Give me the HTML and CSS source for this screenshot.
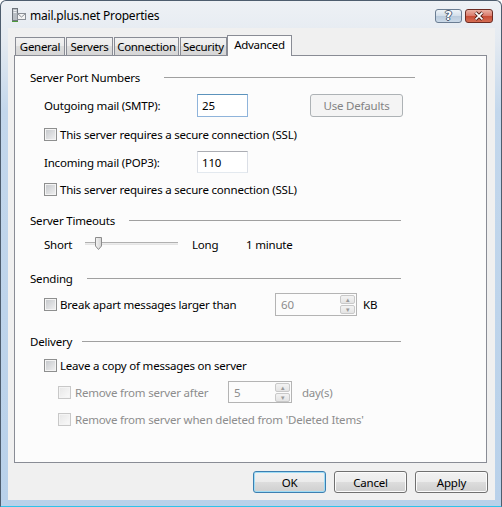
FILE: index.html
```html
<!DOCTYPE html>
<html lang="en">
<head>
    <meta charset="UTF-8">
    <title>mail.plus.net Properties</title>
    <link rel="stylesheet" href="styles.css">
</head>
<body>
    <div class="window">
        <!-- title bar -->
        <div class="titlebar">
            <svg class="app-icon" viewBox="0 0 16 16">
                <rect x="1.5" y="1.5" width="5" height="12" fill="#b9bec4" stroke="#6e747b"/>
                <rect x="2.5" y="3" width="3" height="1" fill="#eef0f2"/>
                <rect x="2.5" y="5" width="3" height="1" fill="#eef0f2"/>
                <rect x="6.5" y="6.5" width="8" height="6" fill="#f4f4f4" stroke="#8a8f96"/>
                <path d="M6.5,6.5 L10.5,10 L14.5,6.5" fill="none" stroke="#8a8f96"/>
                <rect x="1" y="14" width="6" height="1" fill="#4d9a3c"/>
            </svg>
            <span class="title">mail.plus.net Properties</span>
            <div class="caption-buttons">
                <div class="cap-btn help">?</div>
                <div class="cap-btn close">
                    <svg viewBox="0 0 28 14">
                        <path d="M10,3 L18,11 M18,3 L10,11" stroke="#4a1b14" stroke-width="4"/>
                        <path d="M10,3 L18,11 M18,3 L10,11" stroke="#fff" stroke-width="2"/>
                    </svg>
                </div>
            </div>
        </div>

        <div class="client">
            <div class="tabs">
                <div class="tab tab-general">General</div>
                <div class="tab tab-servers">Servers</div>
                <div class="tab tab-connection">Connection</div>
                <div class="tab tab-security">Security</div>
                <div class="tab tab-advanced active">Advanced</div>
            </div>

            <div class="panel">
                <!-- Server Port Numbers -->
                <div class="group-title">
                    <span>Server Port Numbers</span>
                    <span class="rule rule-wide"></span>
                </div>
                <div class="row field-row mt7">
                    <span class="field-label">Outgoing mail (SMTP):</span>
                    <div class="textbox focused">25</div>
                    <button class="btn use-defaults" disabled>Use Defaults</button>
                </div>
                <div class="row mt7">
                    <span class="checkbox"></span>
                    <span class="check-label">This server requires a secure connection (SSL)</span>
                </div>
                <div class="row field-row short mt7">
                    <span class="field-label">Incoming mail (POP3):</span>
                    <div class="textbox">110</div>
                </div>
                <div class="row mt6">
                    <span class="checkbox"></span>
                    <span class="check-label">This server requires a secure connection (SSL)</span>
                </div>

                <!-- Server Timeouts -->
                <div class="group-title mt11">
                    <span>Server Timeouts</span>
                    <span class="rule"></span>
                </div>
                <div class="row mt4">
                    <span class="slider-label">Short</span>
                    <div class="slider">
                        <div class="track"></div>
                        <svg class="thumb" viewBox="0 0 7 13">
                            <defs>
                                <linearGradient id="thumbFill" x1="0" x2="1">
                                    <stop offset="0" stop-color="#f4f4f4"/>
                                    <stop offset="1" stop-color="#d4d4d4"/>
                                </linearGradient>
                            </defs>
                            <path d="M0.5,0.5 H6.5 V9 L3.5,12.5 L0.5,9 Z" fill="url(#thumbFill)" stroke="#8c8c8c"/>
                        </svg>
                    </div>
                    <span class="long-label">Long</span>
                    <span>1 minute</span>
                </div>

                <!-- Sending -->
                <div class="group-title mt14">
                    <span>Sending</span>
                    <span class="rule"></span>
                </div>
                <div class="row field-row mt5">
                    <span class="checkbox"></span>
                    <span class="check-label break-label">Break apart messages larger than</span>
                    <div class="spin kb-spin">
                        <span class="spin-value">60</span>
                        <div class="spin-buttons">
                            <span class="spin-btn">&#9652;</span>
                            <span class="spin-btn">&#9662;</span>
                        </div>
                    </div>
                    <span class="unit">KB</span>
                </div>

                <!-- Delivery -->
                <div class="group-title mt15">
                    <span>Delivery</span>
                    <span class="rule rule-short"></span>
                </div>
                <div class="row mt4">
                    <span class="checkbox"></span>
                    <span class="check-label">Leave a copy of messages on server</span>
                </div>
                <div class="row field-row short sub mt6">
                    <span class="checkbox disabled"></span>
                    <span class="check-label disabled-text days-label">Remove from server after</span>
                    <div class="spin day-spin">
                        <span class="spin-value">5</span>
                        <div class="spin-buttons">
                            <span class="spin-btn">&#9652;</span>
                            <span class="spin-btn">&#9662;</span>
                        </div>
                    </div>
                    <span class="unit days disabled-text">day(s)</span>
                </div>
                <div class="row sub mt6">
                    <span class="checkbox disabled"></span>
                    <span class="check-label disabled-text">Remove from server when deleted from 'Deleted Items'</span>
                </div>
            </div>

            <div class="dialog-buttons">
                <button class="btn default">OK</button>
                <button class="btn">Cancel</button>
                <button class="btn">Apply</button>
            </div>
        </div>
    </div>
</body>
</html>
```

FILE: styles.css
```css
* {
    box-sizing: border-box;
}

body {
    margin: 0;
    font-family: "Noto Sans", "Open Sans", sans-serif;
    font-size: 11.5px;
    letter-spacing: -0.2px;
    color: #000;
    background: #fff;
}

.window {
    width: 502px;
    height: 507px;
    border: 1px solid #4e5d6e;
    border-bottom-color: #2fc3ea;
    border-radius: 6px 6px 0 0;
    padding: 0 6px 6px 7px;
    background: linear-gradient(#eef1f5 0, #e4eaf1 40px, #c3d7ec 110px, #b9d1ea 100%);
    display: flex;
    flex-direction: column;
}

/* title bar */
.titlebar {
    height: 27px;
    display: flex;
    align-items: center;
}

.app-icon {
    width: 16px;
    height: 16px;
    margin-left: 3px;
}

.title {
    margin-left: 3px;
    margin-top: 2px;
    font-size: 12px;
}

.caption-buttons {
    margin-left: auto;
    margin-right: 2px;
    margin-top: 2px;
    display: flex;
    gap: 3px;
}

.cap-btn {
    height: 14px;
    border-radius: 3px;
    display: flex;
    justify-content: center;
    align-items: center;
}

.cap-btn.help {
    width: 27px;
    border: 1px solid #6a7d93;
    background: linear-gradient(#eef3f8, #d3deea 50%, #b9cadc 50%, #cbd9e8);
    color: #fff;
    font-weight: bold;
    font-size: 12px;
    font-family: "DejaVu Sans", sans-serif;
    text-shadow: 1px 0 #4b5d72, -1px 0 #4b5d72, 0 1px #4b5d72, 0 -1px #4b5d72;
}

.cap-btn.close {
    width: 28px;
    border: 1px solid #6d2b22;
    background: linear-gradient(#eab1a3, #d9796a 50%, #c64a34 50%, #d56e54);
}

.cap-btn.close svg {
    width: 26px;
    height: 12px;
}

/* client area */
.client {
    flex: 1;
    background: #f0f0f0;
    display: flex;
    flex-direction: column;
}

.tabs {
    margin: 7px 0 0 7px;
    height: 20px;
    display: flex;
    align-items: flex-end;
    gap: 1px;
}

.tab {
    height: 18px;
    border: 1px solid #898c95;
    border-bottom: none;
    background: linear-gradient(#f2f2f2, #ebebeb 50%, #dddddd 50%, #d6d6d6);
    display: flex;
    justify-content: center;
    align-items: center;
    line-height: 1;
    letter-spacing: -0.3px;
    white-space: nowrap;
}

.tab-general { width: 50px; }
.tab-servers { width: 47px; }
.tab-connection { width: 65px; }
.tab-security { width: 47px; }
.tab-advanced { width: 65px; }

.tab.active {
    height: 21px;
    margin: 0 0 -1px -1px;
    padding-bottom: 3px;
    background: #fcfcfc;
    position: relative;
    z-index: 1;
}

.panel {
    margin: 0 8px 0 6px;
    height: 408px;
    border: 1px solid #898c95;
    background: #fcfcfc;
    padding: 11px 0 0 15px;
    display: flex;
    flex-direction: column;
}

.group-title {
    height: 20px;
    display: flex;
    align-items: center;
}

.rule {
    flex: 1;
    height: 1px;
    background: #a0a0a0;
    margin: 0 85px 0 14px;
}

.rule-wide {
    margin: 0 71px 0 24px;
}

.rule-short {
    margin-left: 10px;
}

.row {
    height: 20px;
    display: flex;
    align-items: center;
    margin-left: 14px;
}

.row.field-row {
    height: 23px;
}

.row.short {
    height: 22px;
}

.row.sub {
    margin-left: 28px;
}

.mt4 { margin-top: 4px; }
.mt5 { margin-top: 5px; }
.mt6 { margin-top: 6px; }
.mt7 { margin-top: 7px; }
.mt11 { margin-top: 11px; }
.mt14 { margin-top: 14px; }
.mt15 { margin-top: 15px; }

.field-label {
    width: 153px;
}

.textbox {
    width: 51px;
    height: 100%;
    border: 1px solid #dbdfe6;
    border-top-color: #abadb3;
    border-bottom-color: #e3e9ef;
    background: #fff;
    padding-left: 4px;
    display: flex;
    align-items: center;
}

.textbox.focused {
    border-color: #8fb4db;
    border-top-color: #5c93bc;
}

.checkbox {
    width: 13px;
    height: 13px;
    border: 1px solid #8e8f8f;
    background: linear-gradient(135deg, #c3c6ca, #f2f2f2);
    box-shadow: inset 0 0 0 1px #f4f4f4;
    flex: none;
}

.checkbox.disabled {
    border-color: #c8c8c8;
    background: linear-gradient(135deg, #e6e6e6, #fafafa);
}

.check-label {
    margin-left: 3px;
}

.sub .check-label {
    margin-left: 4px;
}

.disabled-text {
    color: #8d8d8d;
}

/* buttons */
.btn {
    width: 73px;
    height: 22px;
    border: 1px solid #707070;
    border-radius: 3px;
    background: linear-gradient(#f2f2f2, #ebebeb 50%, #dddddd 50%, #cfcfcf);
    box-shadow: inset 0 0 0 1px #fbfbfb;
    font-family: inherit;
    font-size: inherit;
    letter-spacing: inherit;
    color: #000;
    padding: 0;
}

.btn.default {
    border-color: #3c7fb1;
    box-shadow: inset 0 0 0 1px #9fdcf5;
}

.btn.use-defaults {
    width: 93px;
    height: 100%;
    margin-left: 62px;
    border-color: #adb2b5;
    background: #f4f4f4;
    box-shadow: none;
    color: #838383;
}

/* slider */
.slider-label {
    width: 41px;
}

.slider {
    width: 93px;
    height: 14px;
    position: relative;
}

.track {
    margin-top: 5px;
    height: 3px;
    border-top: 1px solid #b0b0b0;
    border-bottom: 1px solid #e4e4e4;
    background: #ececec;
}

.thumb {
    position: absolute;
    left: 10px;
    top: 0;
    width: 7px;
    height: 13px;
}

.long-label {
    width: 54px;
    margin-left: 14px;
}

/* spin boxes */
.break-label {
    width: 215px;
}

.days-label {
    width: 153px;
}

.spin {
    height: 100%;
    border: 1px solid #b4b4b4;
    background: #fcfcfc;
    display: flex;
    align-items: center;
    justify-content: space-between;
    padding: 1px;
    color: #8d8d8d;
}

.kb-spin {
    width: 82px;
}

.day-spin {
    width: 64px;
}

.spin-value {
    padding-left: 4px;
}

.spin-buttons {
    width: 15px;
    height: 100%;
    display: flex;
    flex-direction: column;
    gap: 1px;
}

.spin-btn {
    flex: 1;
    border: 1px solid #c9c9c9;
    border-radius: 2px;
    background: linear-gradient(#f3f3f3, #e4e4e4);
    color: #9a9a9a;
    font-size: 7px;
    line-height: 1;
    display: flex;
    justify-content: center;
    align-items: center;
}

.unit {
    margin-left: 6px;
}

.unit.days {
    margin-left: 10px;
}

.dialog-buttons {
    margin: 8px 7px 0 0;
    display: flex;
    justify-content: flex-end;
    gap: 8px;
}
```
▬▬▬▬▬▬
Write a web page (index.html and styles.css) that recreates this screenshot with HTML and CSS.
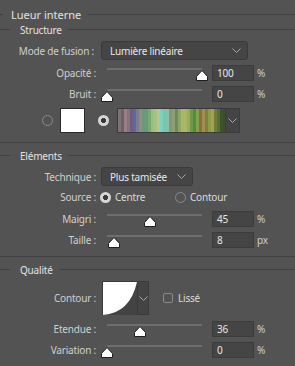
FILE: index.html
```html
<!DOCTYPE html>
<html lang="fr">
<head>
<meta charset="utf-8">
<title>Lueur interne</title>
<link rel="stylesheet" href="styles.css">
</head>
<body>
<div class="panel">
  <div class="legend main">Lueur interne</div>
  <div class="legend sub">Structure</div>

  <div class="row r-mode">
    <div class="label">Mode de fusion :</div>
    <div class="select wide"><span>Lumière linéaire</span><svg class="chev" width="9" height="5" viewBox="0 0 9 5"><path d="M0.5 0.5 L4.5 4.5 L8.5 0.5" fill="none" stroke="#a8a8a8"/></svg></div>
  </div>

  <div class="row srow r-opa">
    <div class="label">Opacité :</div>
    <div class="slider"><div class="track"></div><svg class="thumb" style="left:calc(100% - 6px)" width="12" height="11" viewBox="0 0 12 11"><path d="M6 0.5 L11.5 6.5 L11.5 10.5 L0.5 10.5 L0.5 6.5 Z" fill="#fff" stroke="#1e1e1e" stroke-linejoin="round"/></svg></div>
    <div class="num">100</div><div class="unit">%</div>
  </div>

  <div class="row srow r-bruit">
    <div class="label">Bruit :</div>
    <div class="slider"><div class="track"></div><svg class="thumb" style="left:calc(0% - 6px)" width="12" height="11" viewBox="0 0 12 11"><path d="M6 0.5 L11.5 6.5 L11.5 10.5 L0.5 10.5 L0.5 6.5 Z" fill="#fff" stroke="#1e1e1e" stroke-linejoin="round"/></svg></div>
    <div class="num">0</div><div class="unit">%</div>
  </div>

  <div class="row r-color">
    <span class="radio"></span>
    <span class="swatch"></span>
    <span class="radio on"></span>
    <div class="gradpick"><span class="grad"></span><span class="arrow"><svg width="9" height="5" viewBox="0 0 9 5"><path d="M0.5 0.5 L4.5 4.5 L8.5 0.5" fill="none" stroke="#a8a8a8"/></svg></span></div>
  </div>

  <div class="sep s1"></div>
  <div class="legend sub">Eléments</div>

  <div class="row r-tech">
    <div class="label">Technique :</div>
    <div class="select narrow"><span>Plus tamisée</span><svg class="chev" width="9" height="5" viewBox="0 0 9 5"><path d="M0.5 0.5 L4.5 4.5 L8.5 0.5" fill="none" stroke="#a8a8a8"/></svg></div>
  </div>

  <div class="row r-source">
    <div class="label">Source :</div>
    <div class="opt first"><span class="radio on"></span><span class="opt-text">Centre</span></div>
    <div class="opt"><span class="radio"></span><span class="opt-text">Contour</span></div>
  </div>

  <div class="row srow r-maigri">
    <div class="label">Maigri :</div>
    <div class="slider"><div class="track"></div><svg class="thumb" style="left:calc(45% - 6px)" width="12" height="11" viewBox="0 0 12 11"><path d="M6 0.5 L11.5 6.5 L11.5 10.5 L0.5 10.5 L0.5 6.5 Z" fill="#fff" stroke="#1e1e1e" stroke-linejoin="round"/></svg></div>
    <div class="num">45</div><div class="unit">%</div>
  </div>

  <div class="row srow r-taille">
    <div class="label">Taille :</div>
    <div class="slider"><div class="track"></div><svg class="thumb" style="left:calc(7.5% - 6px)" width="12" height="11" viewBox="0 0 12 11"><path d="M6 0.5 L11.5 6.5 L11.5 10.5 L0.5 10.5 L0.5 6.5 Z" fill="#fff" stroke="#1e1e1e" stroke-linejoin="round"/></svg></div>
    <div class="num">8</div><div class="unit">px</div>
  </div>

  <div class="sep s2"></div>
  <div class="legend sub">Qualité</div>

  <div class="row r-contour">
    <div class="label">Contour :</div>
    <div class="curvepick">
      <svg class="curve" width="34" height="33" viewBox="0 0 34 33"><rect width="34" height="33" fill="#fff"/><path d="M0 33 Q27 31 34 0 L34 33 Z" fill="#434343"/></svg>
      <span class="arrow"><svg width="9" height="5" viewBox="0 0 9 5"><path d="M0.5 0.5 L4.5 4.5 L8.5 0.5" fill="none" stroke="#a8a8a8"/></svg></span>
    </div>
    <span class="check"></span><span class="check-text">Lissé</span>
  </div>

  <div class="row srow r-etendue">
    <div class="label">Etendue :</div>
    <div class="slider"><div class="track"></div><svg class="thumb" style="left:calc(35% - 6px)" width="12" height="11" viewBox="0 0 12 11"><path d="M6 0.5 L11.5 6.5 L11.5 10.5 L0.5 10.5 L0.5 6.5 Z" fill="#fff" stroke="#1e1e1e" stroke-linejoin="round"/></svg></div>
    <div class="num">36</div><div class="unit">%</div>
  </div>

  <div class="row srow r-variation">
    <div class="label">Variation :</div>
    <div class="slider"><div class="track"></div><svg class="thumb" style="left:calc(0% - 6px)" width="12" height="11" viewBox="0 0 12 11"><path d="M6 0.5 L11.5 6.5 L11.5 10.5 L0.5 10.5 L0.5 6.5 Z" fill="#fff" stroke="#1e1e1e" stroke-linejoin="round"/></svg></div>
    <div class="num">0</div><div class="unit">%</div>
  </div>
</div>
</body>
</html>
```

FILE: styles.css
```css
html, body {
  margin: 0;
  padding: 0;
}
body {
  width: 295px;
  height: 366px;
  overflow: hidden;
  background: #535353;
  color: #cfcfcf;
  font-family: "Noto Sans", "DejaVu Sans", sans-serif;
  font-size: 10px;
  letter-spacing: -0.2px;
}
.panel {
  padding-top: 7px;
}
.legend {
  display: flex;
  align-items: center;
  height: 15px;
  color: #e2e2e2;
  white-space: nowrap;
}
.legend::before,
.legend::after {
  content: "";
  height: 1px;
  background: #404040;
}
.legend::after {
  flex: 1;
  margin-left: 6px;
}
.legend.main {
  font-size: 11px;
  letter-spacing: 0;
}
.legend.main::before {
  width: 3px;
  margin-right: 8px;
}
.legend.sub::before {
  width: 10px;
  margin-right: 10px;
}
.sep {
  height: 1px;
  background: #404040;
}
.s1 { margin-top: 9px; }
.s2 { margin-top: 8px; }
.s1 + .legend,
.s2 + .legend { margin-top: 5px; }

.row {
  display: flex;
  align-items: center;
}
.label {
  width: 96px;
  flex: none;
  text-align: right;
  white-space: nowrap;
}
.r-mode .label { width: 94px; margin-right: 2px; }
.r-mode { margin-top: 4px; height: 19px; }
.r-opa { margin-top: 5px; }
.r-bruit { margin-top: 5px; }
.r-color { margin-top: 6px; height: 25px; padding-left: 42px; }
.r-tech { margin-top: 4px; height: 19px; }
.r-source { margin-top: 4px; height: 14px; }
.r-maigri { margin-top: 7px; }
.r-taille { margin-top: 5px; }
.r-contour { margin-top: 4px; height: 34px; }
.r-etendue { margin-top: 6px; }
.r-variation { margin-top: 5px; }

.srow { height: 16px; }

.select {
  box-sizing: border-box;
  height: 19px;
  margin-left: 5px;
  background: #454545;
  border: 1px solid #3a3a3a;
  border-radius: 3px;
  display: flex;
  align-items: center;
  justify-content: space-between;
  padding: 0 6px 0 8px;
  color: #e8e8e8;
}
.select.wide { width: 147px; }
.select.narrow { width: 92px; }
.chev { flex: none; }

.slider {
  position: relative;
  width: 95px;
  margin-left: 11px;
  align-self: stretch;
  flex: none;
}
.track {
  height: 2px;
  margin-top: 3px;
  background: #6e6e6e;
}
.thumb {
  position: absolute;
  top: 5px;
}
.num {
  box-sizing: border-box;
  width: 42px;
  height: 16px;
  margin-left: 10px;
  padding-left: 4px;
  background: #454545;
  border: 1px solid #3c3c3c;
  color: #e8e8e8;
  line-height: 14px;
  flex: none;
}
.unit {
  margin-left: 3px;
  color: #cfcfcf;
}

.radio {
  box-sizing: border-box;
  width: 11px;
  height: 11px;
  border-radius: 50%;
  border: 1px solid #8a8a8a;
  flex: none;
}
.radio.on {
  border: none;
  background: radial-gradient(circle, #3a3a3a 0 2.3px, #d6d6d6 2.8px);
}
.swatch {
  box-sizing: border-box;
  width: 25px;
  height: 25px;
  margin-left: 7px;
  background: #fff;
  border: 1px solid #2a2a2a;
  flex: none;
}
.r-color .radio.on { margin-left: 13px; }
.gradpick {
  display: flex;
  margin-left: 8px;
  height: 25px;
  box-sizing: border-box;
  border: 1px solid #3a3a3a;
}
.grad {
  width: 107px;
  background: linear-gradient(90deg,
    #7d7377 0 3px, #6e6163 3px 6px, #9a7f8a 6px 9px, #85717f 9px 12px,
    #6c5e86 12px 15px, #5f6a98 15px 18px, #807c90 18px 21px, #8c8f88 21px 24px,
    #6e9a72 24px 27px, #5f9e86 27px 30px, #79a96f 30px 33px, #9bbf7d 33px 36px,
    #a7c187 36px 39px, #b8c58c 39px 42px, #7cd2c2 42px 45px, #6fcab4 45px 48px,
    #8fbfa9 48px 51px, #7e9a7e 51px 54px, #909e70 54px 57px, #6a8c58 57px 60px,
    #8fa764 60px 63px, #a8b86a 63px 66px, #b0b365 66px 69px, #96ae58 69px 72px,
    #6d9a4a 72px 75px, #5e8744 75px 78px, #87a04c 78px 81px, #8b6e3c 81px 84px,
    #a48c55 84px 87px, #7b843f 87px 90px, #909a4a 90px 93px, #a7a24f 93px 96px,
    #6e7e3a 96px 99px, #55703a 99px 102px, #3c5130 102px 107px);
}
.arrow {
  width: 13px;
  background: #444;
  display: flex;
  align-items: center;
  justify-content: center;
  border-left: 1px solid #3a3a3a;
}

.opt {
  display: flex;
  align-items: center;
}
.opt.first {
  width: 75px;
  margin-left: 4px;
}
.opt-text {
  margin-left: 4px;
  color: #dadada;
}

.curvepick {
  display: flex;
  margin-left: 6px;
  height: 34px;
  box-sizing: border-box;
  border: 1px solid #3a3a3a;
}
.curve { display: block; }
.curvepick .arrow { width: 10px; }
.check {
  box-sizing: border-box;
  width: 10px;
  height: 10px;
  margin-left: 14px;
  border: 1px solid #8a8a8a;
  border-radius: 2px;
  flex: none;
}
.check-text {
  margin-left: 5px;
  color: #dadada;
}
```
▬▬▬▬▬▬
* WHAT NEEDS TO BE DONE: Look through the records and count each line that holds "screenshot". Write only the total.

* ANSWER FOR THE TASK: 2